This is really quite useful. If you use Google a lot, for example, adding the line

216.239.41.104 www.google.com

to /etc/hosts saves you from having go to the DNS every time you want to do a search. And there's another use:

Near the top of /etc/hosts is a line like

127.0.0.1      localhost.localdomain localhost

This tells your computer where your local computer lives on your local network (even if you don't have a local network). If you try to go to localhost from your web browser, you'll get a message like

The connection was refused when attempting to contact localhost

(Unless you are running your own web server, in which case you'll get your home page.) In this case, localhost and localhost.localdomain function as aliases for the address 127.0.0.1. Any request to go to localhost takes you to 127.0.0.1, and does whatever you tell it to.

Now suppose the webpages you visit regularly connect you to a scuzzy site we'll call reallystupidads.com. You're tired of these ads and never want to see them again. What to do? Remember that /etc/hosts is read first, before the request goes out to the DNS. So add a line

127.0.0.1  reallystupidads.com

to /etc/hosts. Now, when that page you are interested in asks reallystupidads.com send some advertisements, your computer looks up the address, finds that it is 127.0.0.1, and does whatever you've set it up to do. If you don't run your own web server, it does nothing. It's as if that site never existed.

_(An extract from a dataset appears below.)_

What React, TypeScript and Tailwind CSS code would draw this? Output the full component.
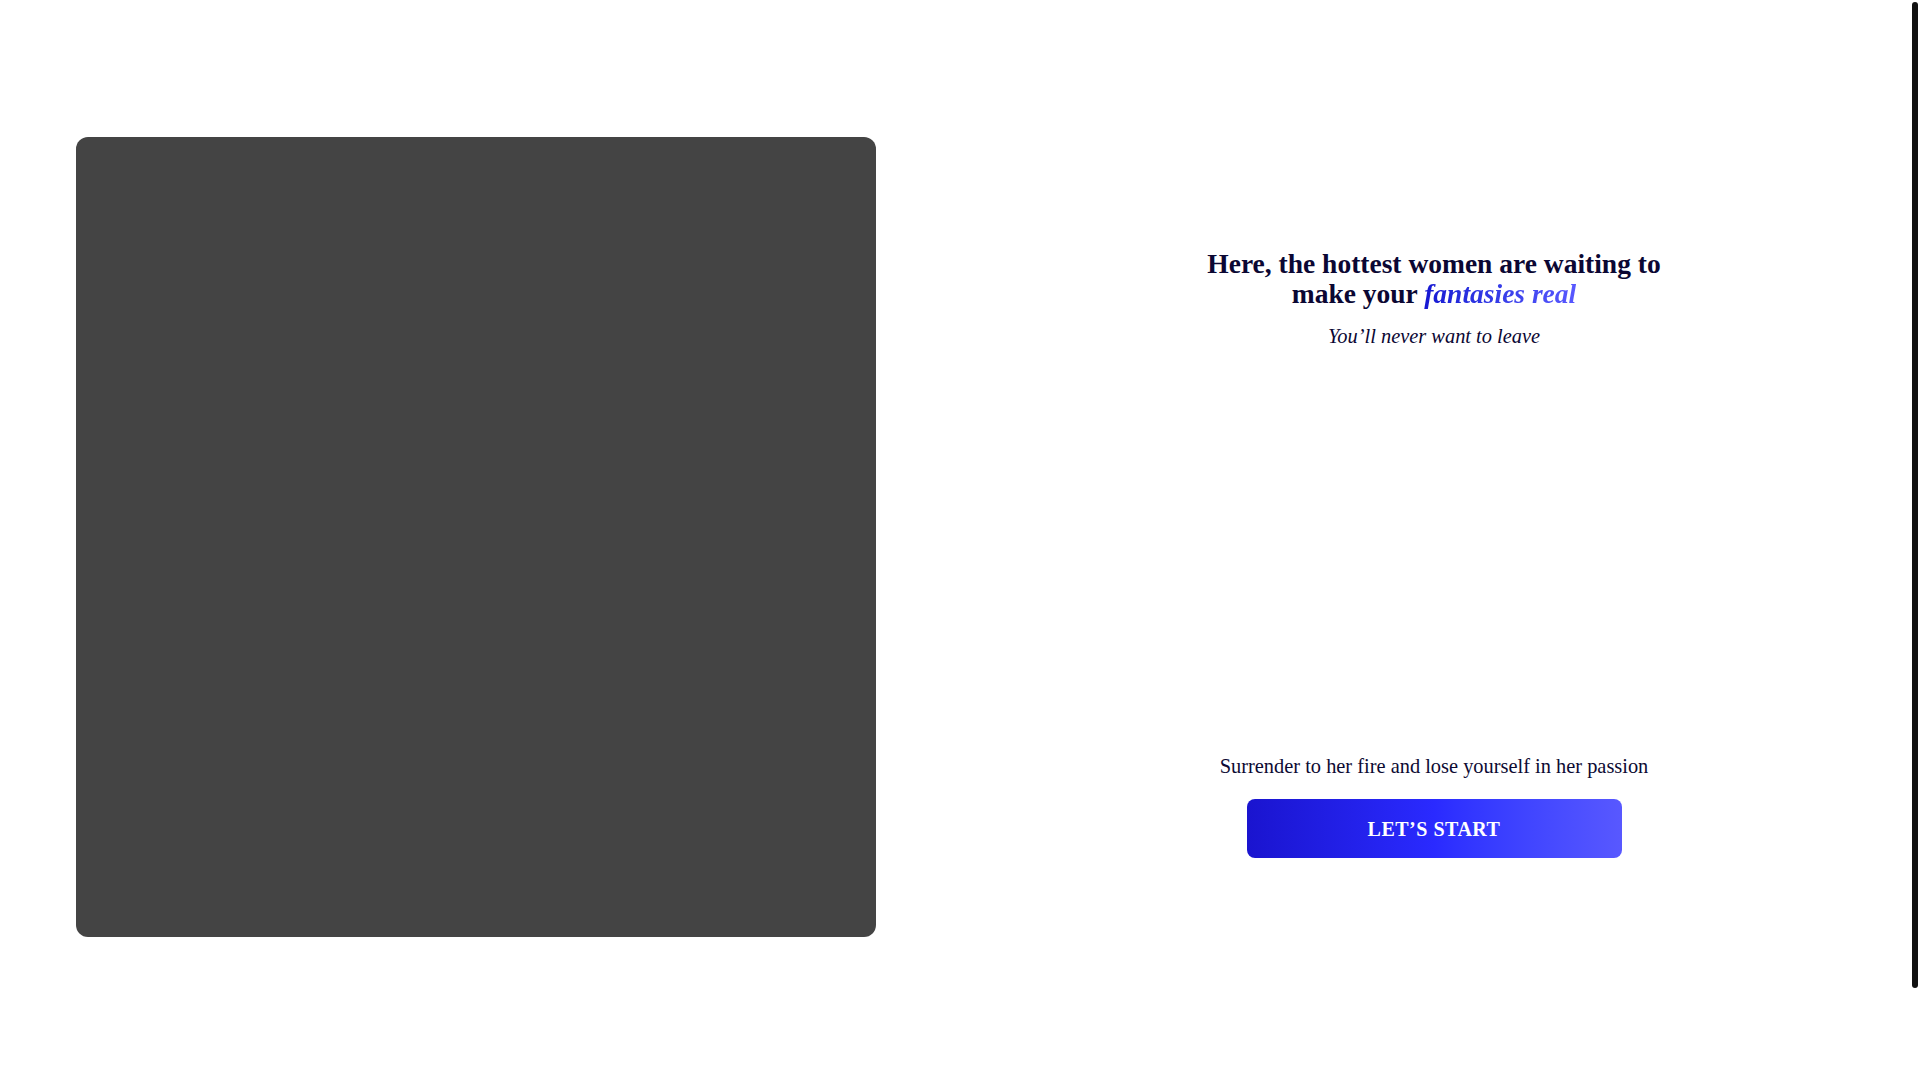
import React from 'react';

export default function App() {
    return (
        <div
            className="relative h-screen w-full overflow-y-scroll bg-white [&::-webkit-scrollbar]:hidden"
            style={{ fontFamily: '"Liberation Serif", "Times New Roman", serif' }}
        >
            <div className="flex gap-[80px] pl-[76px] pr-[8px] pt-[137px] pb-[246px]">
                {/* Media placeholder */}
                <div className="w-[800px] h-[800px] shrink-0 rounded-xl bg-[#444444]" />

                {/* Copy */}
                <div className="flex-1 flex flex-col items-center text-center pt-[112px]">
                    <h1 className="text-[27.5px] leading-[30px] font-bold text-[#0b0733] max-w-[480px]">
                        Here, the hottest women are waiting to make your{' '}
                        <span className="italic bg-gradient-to-r from-[#1616d2] to-[#5858ff] bg-clip-text text-transparent">
                            fantasies real
                        </span>
                    </h1>
                    <p className="mt-[13px] text-[20.4px] leading-[28px] italic text-[#0b0733]">
                        You’ll never want to leave
                    </p>

                    {/* empty media area */}
                    <div className="h-[402px]" />

                    <p className="text-[20.4px] leading-[28px] text-[#0d0a33]">
                        Surrender to her fire and lose yourself in her passion
                    </p>
                    <button className="mt-[19px] w-[375px] h-[59px] rounded-lg bg-gradient-to-r from-[#1a14cf] via-[#2a2aff] to-[#5858ff] text-white text-[20px] font-bold tracking-wide">
                        LET’S START
                    </button>
                </div>
            </div>

            {/* scrollbar thumb */}
            <div className="fixed top-[2px] right-[2px] w-[6px] h-[986px] rounded-full bg-[#111111]" />
        </div>
    );
}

So, what you need is a list of really annoying sites that should be banned from your computer. Of course, this being the Internet, there are many such lists. The one I'm using is Mike Skallas' Ad Blocking Hosts file. Basically, you add it to /etc/hosts. And, frabjous day, there are instructions for doing the same thing in Windows 2000 and XP.

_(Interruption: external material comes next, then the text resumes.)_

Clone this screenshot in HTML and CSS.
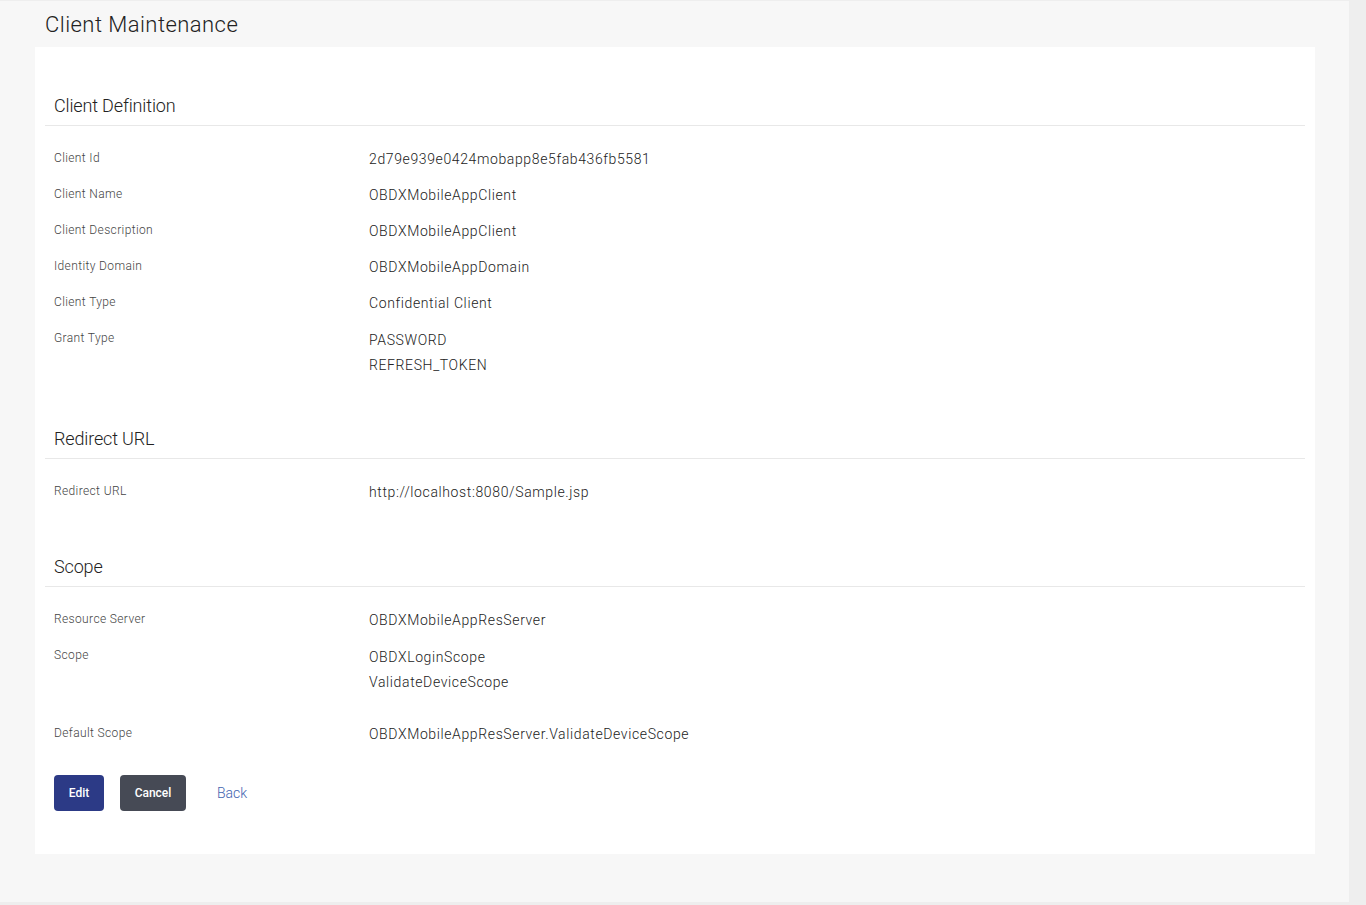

And, of course, once you know the trick, you can add your own annoying sites to the list. Parents can add sites that they want to keep their children out of, e.g.

Hopefully no one will add

127.0.0.1 hawknotes.blogspot.com

The Effects of Spyware

One article on Slashdot (Analysis of Spyware) yields two entries here. First, the title article:

I've mentioned the program Ad-Aware, which locates and helps you remove spyware from your system. OK, what happens if you don't use a program like this, and accidentally/on purpose download a program that results in spyware being loaded onto your computer?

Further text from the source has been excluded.